Spot every line with the word "document" and return it.

COLLECTED MATERIAL -
☆ ☆ ☆ ☆ ☆
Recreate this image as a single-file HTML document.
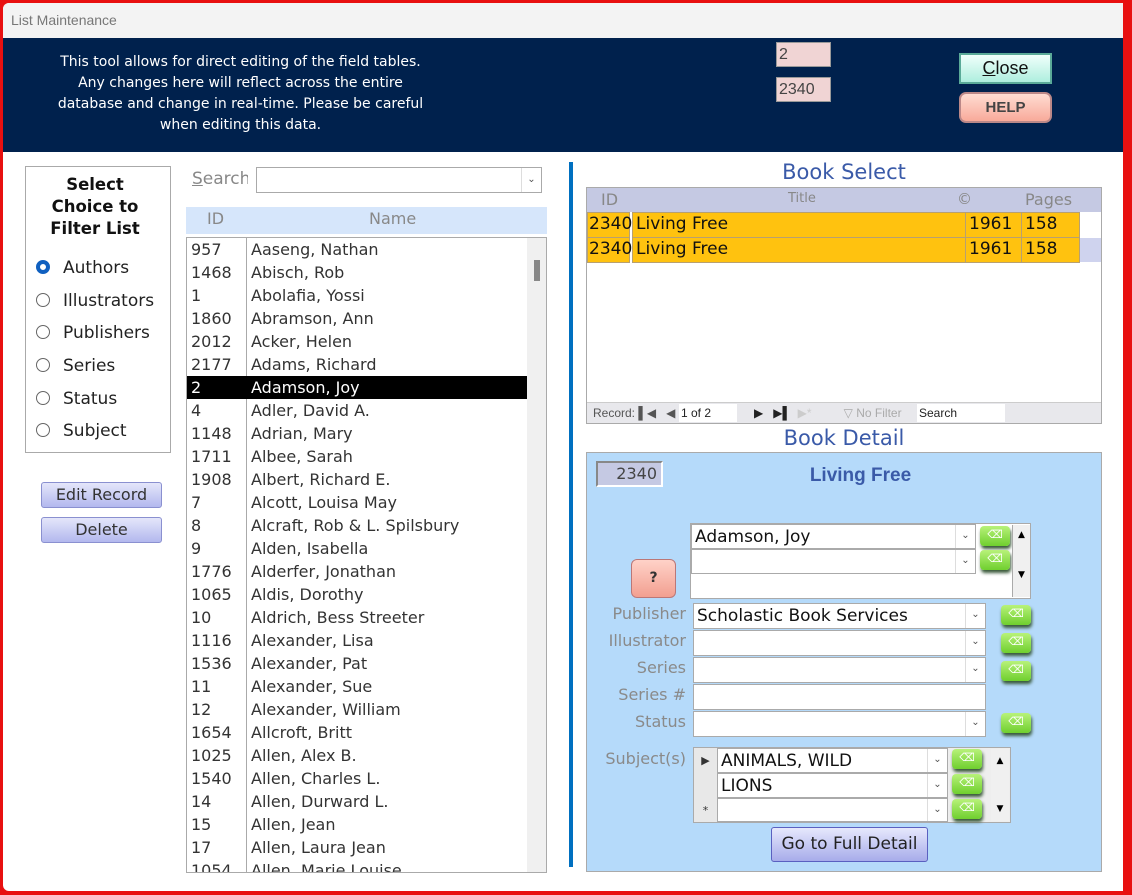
<!DOCTYPE html>
<html><head><meta charset="utf-8"><style>
*{margin:0;padding:0;box-sizing:border-box}
body{width:1132px;height:895px;background:#e81010;position:relative;overflow:hidden;font-family:"DejaVu Sans","Liberation Sans",sans-serif}
.a{position:absolute}
#win{left:3px;top:3px;width:1120px;height:888px;background:#fff;border-radius:6px 0 0 6px;overflow:hidden}
.t{font-size:15px;color:#888}
.row{position:absolute;left:0;height:23px;width:340px;font-size:16px;color:#333;line-height:23px}
.row span{position:absolute}
.rad{width:14px;height:14px;border:1px solid #666;border-radius:50%;background:#fff}
.rl{font-size:17px;color:#222}
.btn{background:linear-gradient(#e4e6fa,#b3b8ee);border:1px solid #8a90d0;border-radius:3px;text-align:center;color:#333;font-size:16px}
.lbl{font-size:16px;color:#8a8a8a;text-align:right;width:100px}
.fld{background:#fff;border:1px solid #aaa;font-size:17px;color:#111;padding-left:3px;line-height:24px}
.dd{position:absolute;right:0;top:0;width:20px;height:100%;border-left:1px solid #ddd;font-size:10px;color:#555;text-align:center;line-height:22px}
.gb{width:30px;height:20px;background:linear-gradient(#b8f27a,#6fcf2e);border-radius:4px;box-shadow:1px 3px 3px #3a5a3a;color:#fff;font-size:11px;text-align:center;line-height:18px}
.cell{position:absolute;background:#ffc20f;border:1px solid #b8a070;font-size:17px;color:#111;line-height:23px;padding-left:3px}
</style></head><body>
<div id="win" class="a">
<div class="a" style="left:0;top:0;width:1120px;height:35px;background:#f3f3f3"></div>
<div class="a t" style="left:8px;top:9px;font-family:'Liberation Sans';font-size:14px;color:#777">List Maintenance</div>
<div class="a" style="left:0;top:35px;width:1120px;height:114px;background:#00214d"></div>
<div class="a" style="left:10px;top:49px;width:455px;color:#fff;font-size:14px;line-height:21px;text-align:center;font-family:'DejaVu Sans'">This tool allows for direct editing of the field tables.<br>Any changes here will reflect across the entire<br>database and change in real-time. Please be careful<br>when editing this data.</div>
<div class="a" style="left:773px;top:39px;width:55px;height:25px;background:#f0d4d4;border:1px solid #999;font-size:16px;color:#444;padding-left:2px;line-height:24px;font-family:'Liberation Sans'">2</div>
<div class="a" style="left:773px;top:74px;width:55px;height:25px;background:#f0d4d4;border:1px solid #999;font-size:16px;color:#444;padding-left:2px;line-height:24px;font-family:'Liberation Sans'">2340</div>
<div class="a" style="left:956px;top:50px;width:93px;height:31px;background:linear-gradient(#f0fffb,#aeeede);border:2px solid #5aaa98;text-align:center;font-size:18px;line-height:27px;color:#111;font-family:'Liberation Sans'"><u>C</u>lose</div>
<div class="a" style="left:956px;top:89px;width:93px;height:31px;background:linear-gradient(#ffdcd2,#f8aa9a);border:2px solid #b88;border-radius:7px;text-align:center;font-size:15px;font-weight:bold;line-height:27px;color:#444;font-family:'Liberation Sans'">HELP</div>

<div class="a" style="left:22px;top:163px;width:146px;height:287px;border:1px solid #aaa"></div>
<div class="a" style="left:22px;top:171px;width:140px;text-align:center;font-weight:bold;font-size:16.5px;line-height:22px;color:#111">Select<br>Choice to<br>Filter List</div>
<div class="a rad" style="left:33px;top:257px;border:4px solid #1060c0"></div><div class="a rl" style="left:60px;top:255px">Authors</div>
<div class="a rad" style="left:33px;top:290px"></div><div class="a rl" style="left:60px;top:288px">Illustrators</div>
<div class="a rad" style="left:33px;top:322px"></div><div class="a rl" style="left:60px;top:320px">Publishers</div>
<div class="a rad" style="left:33px;top:355px"></div><div class="a rl" style="left:60px;top:353px">Series</div>
<div class="a rad" style="left:33px;top:388px"></div><div class="a rl" style="left:60px;top:386px">Status</div>
<div class="a rad" style="left:33px;top:420px"></div><div class="a rl" style="left:60px;top:418px">Subject</div>
<div class="a btn" style="left:38px;top:479px;width:121px;height:26px;line-height:24px">Edit Record</div>
<div class="a btn" style="left:38px;top:514px;width:121px;height:26px;line-height:24px">Delete</div>

<div class="a" style="left:189px;top:166px;font-size:17px;color:#888;width:56px;overflow:hidden;white-space:nowrap"><u>S</u>earch</div>
<div class="a" style="left:253px;top:164px;width:286px;height:26px;border:1px solid #aaa"><div class="dd" style="line-height:24px">&#8964;</div></div>
<div class="a" style="left:183px;top:204px;width:361px;height:27px;background:#d6e6fb"></div>
<div class="a" style="left:204px;top:206px;font-size:16px;color:#888">ID</div>
<div class="a" style="left:366px;top:206px;font-size:16px;color:#888">Name</div>
<div class="a" style="left:183px;top:234px;width:361px;height:636px;border:1px solid #aaa;overflow:hidden;background:#fff">
<div class="a" style="left:59px;top:0;width:1px;height:640px;background:#aaa"></div>
<div class="a" style="left:340px;top:0;width:20px;height:640px;background:#f0f0f0"></div>
<div class="a" style="left:347px;top:22px;width:6px;height:21px;background:#888"></div>
<div id="list"></div>
</div>

<div class="a" style="left:566px;top:159px;width:4px;height:705px;background:#0070c0"></div>

<div class="a" style="left:583px;top:157px;width:516px;text-align:center;font-size:21px;color:#3a5aa8">Book Select</div>
<div class="a" style="left:583px;top:184px;width:516px;height:237px;border:1px solid #aaa;background:#fff"></div>
<div class="a" style="left:584px;top:185px;width:514px;height:24px;background:#c5c9e3"></div>
<div class="a" style="left:598px;top:187px;font-size:16px;color:#888">ID</div>
<div class="a" style="left:785px;top:188px;font-size:13px;color:#888">Title</div>
<div class="a" style="left:954px;top:187px;font-size:15px;color:#888">©</div>
<div class="a" style="left:1022px;top:187px;font-size:16px;color:#888">Pages</div>
<div class="a" style="left:1077px;top:235px;width:21px;height:24px;background:#cfd3ee"></div>
<div class="cell" style="left:584px;top:209px;width:43px;height:26px;padding-left:1px">2340</div>
<div class="cell" style="left:629px;top:209px;width:334px;height:26px">Living Free</div>
<div class="cell" style="left:962px;top:209px;width:57px;height:26px">1961</div>
<div class="cell" style="left:1018px;top:209px;width:59px;height:26px">158</div>
<div class="cell" style="left:584px;top:234px;width:43px;height:26px;padding-left:1px">2340</div>
<div class="cell" style="left:629px;top:234px;width:334px;height:26px">Living Free</div>
<div class="cell" style="left:962px;top:234px;width:57px;height:26px">1961</div>
<div class="cell" style="left:1018px;top:234px;width:59px;height:26px">158</div>
<div class="a" style="left:584px;top:399px;width:514px;height:21px;background:#e8e8ec;border-top:1px solid #ccc;font-family:'Liberation Sans';font-size:12px;color:#555;line-height:20px">
<span class="a" style="left:6px">Record: &#9612;&#9664;&nbsp;&nbsp; &#9664;</span>
<span class="a" style="left:92px;top:1px;width:58px;height:18px;background:#fff;color:#222;line-height:18px;padding-left:2px">1 of 2</span>
<span class="a" style="left:167px;color:#222">&#9654;&nbsp;&nbsp; &#9654;&#9612;&nbsp; <span style="color:#ccc">&#9654;*</span></span>
<span class="a" style="left:240px;color:#aaa">&nbsp;&nbsp;&nbsp;&nbsp;&nbsp;▽ No Filter</span>
<span class="a" style="left:330px;top:1px;width:88px;height:18px;background:#fff;color:#222;line-height:18px;padding-left:2px">Search</span>
</div>

<div class="a" style="left:583px;top:423px;width:516px;text-align:center;font-size:21px;color:#3a5aa8">Book Detail</div>
<div class="a" style="left:583px;top:449px;width:516px;height:420px;background:#b5dafa;border:1px solid #aaa"></div>
<div class="a" style="left:593px;top:458px;width:67px;height:26px;background:#c5c9e3;border:2px solid #888;border-right-color:#fff;border-bottom-color:#fff;text-align:right;padding-right:4px;font-size:16px;color:#444;line-height:22px">2340</div>
<div class="a" style="left:700px;top:462px;width:315px;text-align:center;font-size:19px;font-weight:bold;color:#3a5aa8;font-family:'Liberation Sans'">Living Free</div>

<div class="a" style="left:687px;top:520px;width:341px;height:76px;border:1px solid #aaa;background:#fff"></div>
<div class="a fld" style="left:688px;top:521px;width:285px;height:25px">Adamson, Joy<div class="dd">&#8964;</div></div>
<div class="a fld" style="left:688px;top:546px;width:285px;height:25px"><div class="dd">&#8964;</div></div>
<div class="a gb" style="left:977px;top:523px">&#9003;</div>
<div class="a gb" style="left:977px;top:547px">&#9003;</div>
<div class="a" style="left:1009px;top:522px;width:18px;height:72px;background:#f0f0f0;border-left:1px solid #aaa;font-size:9px;text-align:center;line-height:20px">▲<br><br>▼</div>
<div class="a" style="left:628px;top:556px;width:45px;height:39px;background:linear-gradient(#ffd2c8,#f29f90);border:1px solid #b77;border-radius:6px;text-align:center;font-weight:bold;font-size:14px;line-height:37px;color:#333">?</div>

<div class="a lbl" style="left:583px;top:601px">Publisher</div>
<div class="a fld" style="left:690px;top:600px;width:293px;height:26px">Scholastic Book Services<div class="dd">&#8964;</div></div>
<div class="a gb" style="left:998px;top:602px">&#9003;</div>
<div class="a lbl" style="left:583px;top:628px">Illustrator</div>
<div class="a fld" style="left:690px;top:627px;width:293px;height:26px"><div class="dd">&#8964;</div></div>
<div class="a gb" style="left:998px;top:630px">&#9003;</div>
<div class="a lbl" style="left:583px;top:655px">Series</div>
<div class="a fld" style="left:690px;top:654px;width:293px;height:26px"><div class="dd">&#8964;</div></div>
<div class="a gb" style="left:998px;top:658px">&#9003;</div>
<div class="a lbl" style="left:583px;top:682px">Series #</div>
<div class="a fld" style="left:690px;top:681px;width:293px;height:26px"></div>
<div class="a lbl" style="left:583px;top:709px">Status</div>
<div class="a fld" style="left:690px;top:708px;width:293px;height:26px"><div class="dd">&#8964;</div></div>
<div class="a gb" style="left:998px;top:710px">&#9003;</div>

<div class="a lbl" style="left:583px;top:746px">Subject(s)</div>
<div class="a" style="left:690px;top:744px;width:318px;height:76px;border:1px solid #aaa;background:#eee"></div>
<div class="a" style="left:691px;top:745px;width:23px;height:74px;background:#e8e8e8;font-size:11px;color:#333;text-align:center;line-height:25px">▶<br><br>*</div>
<div class="a fld" style="left:714px;top:745px;width:231px;height:25px">ANIMALS, WILD<div class="dd">&#8964;</div></div>
<div class="a fld" style="left:714px;top:770px;width:231px;height:25px">LIONS<div class="dd">&#8964;</div></div>
<div class="a fld" style="left:714px;top:795px;width:231px;height:24px"><div class="dd">&#8964;</div></div>
<div class="a gb" style="left:949px;top:746px">&#9003;</div>
<div class="a gb" style="left:949px;top:771px">&#9003;</div>
<div class="a gb" style="left:949px;top:796px">&#9003;</div>
<div class="a" style="left:988px;top:746px;width:18px;height:72px;background:#f0f0f0;font-size:9px;text-align:center;line-height:24px">▲<br><br>▼</div>
<div class="a btn" style="left:768px;top:824px;width:157px;height:35px;line-height:33px;font-size:17px;color:#222;background:linear-gradient(#e6e8fc,#a7acea);border-color:#5a60c0">Go to Full Detail</div>
</div>
<script>
var d=[["957","Aaseng, Nathan"],["1468","Abisch, Rob"],["1","Abolafia, Yossi"],["1860","Abramson, Ann"],["2012","Acker, Helen"],["2177","Adams, Richard"],["2","Adamson, Joy"],["4","Adler, David A."],["1148","Adrian, Mary"],["1711","Albee, Sarah"],["1908","Albert, Richard E."],["7","Alcott, Louisa May"],["8","Alcraft, Rob &amp; L. Spilsbury"],["9","Alden, Isabella"],["1776","Alderfer, Jonathan"],["1065","Aldis, Dorothy"],["10","Aldrich, Bess Streeter"],["1116","Alexander, Lisa"],["1536","Alexander, Pat"],["11","Alexander, Sue"],["12","Alexander, William"],["1654","Allcroft, Britt"],["1025","Allen, Alex B."],["1540","Allen, Charles L."],["14","Allen, Durward L."],["15","Allen, Jean"],["17","Allen, Laura Jean"],["1054","Allen, Marie Louise"]];
var h="";d.forEach(function(r,i){var s=i==6?"background:#000;color:#fff;":"";h+='<div class="row" style="top:'+(i*23)+'px;'+s+'"><span style="left:4px">'+r[0]+'</span><span style="left:64px">'+r[1]+'</span></div>';});
document.getElementById("list").innerHTML=h;
</script>
</body></html>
☆ ☆ ☆ ☆ ☆
SOLUTION TO THE EXERCISE -
Recreate this image as a single-file HTML document.
document.getElementById("list").innerHTML=h;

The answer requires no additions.